# Would you hunt the field?



## Old Hunter (Mar 8, 2002)

I was reading the post from stillearning ( looking for assistance) about the frosty pickup parked at the entrance to an unposted field .These hunters felt by leaving a truck all night they had rights to the field. Do you drive away or hunt the field and tell them your sorry that their pickup broke down?


----------



## Kelly Hannan (Jan 9, 2007)

If you hunt it your looking for issues. They will come back and jerks about it. Do you really want to be involved in that. I think it would less stressful to leave and get away from them.

All i can say is I'm glad I don't have those problems where I live, I hunt all private land and I have the only permission. Around here if you don't have permission, don't hunt. Does not have to have signs to be posted.


----------



## DUCKWHISPERER (Aug 20, 2009)

If you both had permission I would have hung around & got to know them...maybe they would have let you hunt with them or at least get there # so in the future you know what there plans are and don't step on each other toes in the future. I have permission for a field that another guys also has permission for & getting to know & hunt with him has been a good expereience. And when we have our own big groups we just give each other a heads up...& usually the other stands down or we end up putting out the mother load & hunt together, usually no more then 7 guys Max. We have been friends for about 6 years now! It's always good to have a backup plan though! :beer:


----------



## cut'em (Oct 23, 2004)

I've got to say: That's weak! Don't park a truck there the night brfore and claim that's your spot! I'll challange that if it were me. We all know where we all hunt, if it were on my spot we'd have a problem, if it was parked on their spot, they own it, that tells me they're going to be there in the am (their field) If it's a community field and they're not there, it's yours.


----------



## Wingtipsdown2605 (Oct 21, 2011)

If they ain't there it's yours. Leaving your truck isn't reserving the spot unless your sleeping in the truck. Sorry. If your not in the truck then I'm at the field first and I win. Depending on number of guys I'm all for extra limits and would have no problem with you joining, but don't show up then and try to kick me out of the field.


----------



## KEN W (Feb 22, 2002)

I agree.....if I got there first and there was a truck blocking the entry,I would either drive around it or look for another entry point.You don't save a field by blocking it with an empty vehicle.


----------



## hunt61 (Aug 26, 2008)

Had a similar situation on the opener- wheat stubble that was plots, fence around it with one open gate in. Saw a pile of ducks coming out of the field at dark. Showed up very early the next morning and there is an empty pick-up parked across the entrance.
My first inclination was to drag it out of the way. In the end we left and pursued plan B....


----------



## dakotashooter2 (Oct 31, 2003)

A parked pickup means nothing to me.... For all I know the farmer left it there when he drove his tractor home........................ or because of the flat tire it has (OOPS) :rollin:

oke:


----------



## rem887 (Nov 10, 2011)

I would hunt water in the morning and feilds at night becuase they will want to feed at night.


----------



## Stilllearning... (Oct 15, 2011)

Old Hunter,

Thanks for bringing it up as at the time I felt we were in a bit of a moral dilemma. We had a strong hunch it was folks coming to hunt and didn't feel that was the right approach on their part. On the other hand, the truck had ND plates and we didn't want to intrude on a local hunters "spot." We chose to take the high road.
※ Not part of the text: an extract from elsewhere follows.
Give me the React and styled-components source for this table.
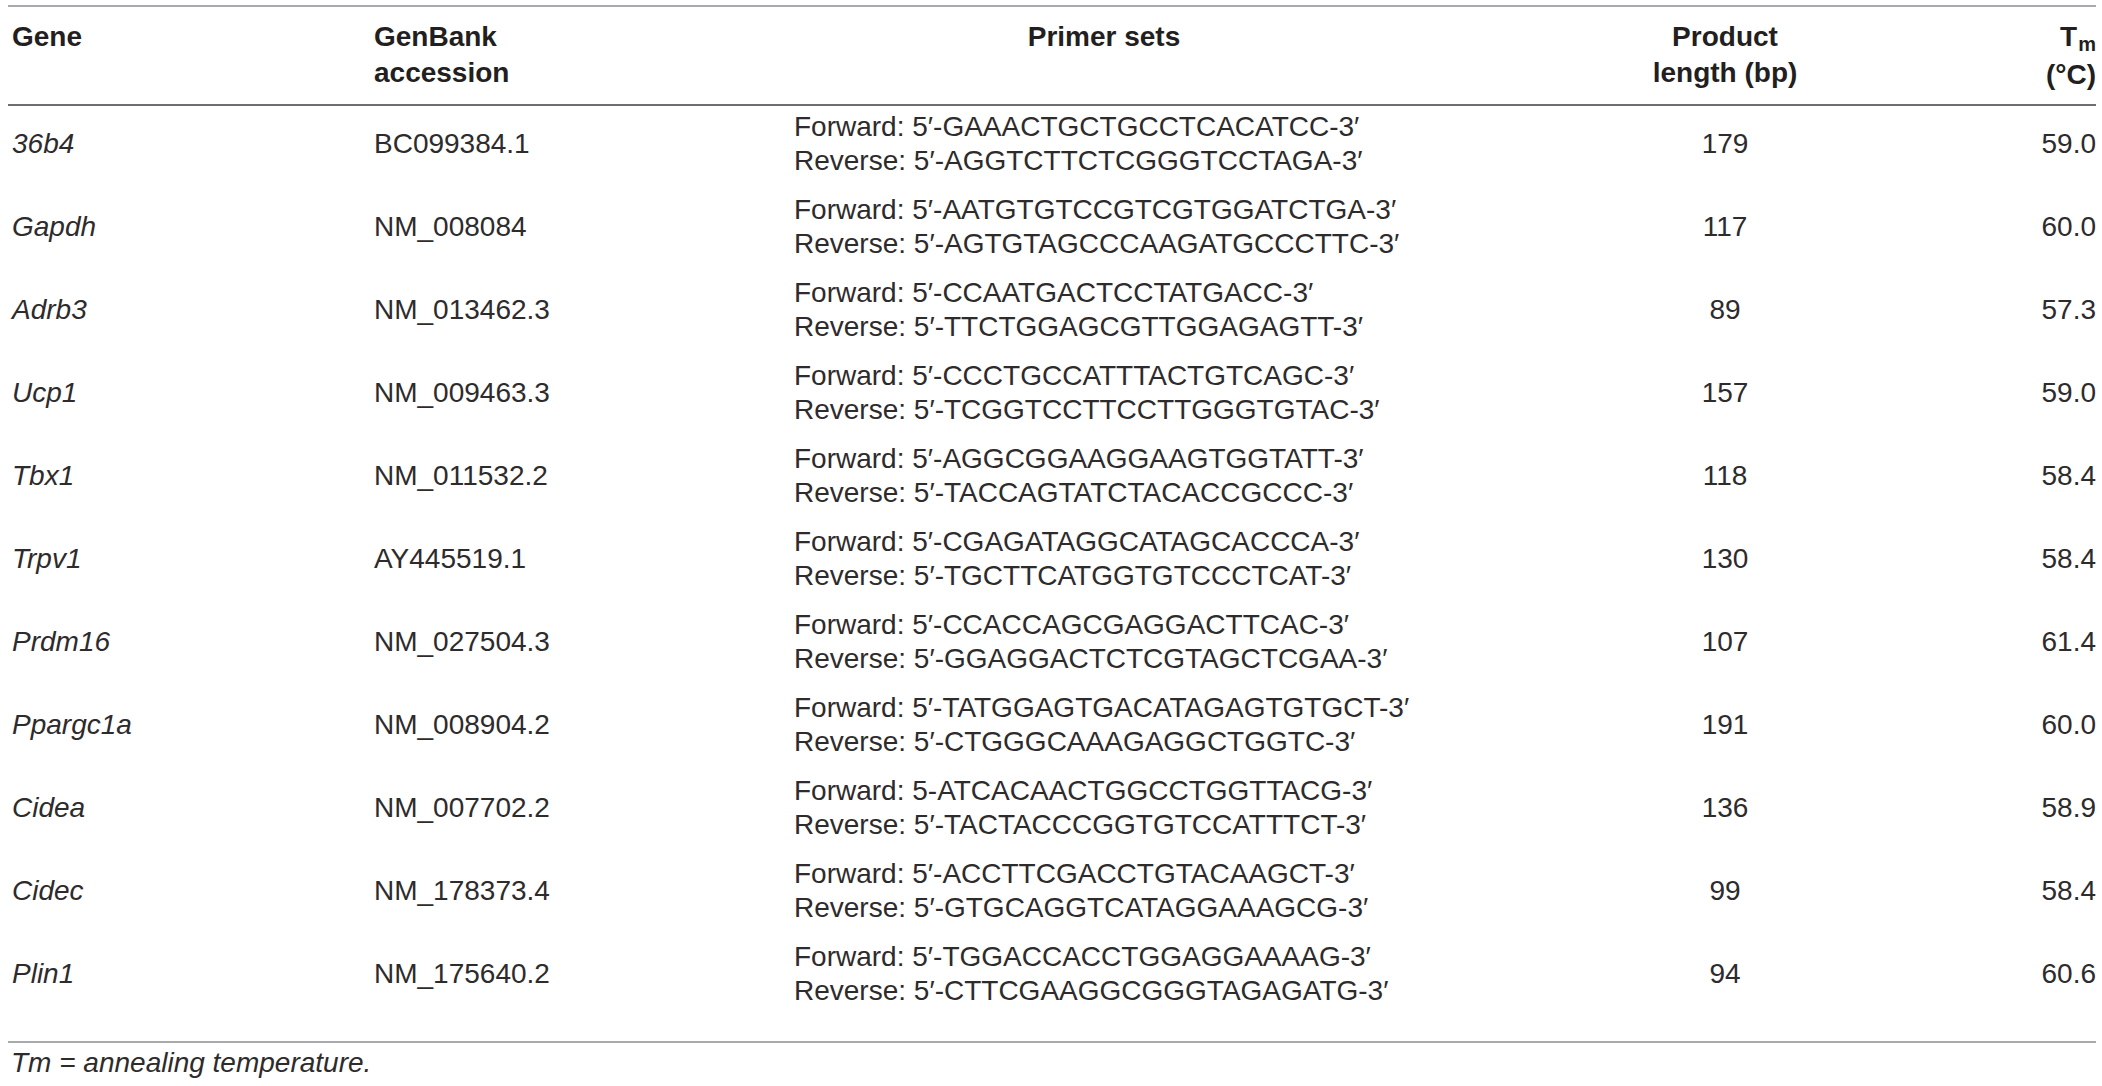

After more thought (we had plenty of time to think as birds weren't coming our way!), I wish we had stuck at the entrance to see if they wanted to hunt together. The worse case scenario with that would have been them being a bit rude and we leave. On the other hand, we could have potentially got a chance to develop a relationship, enjoyed a nice hunt together and shared numbers to avoid it in the future. Live and learn.

Mike


----------



## prairie hunter (Mar 13, 2002)

A good guide pays a HS kid to sleep in the field in his truck. That way when some else drives into the field he can flip on the lights.

Be carefull parking on ND field approaches. You can drive all season long through approaches with out an issue, but park too long in one and it is amazing how a couple of your tires can find lost 8" nails.


----------



## cut'em (Oct 23, 2004)

prairie hunter said:


> A good guide pays a HS kid to sleep in the field in his truck. quote]
> 
> WOW IT"S COME TO THAT?


----------



## landinggearDRC (Feb 25, 2009)

All that over some birds??? People amaze me


----------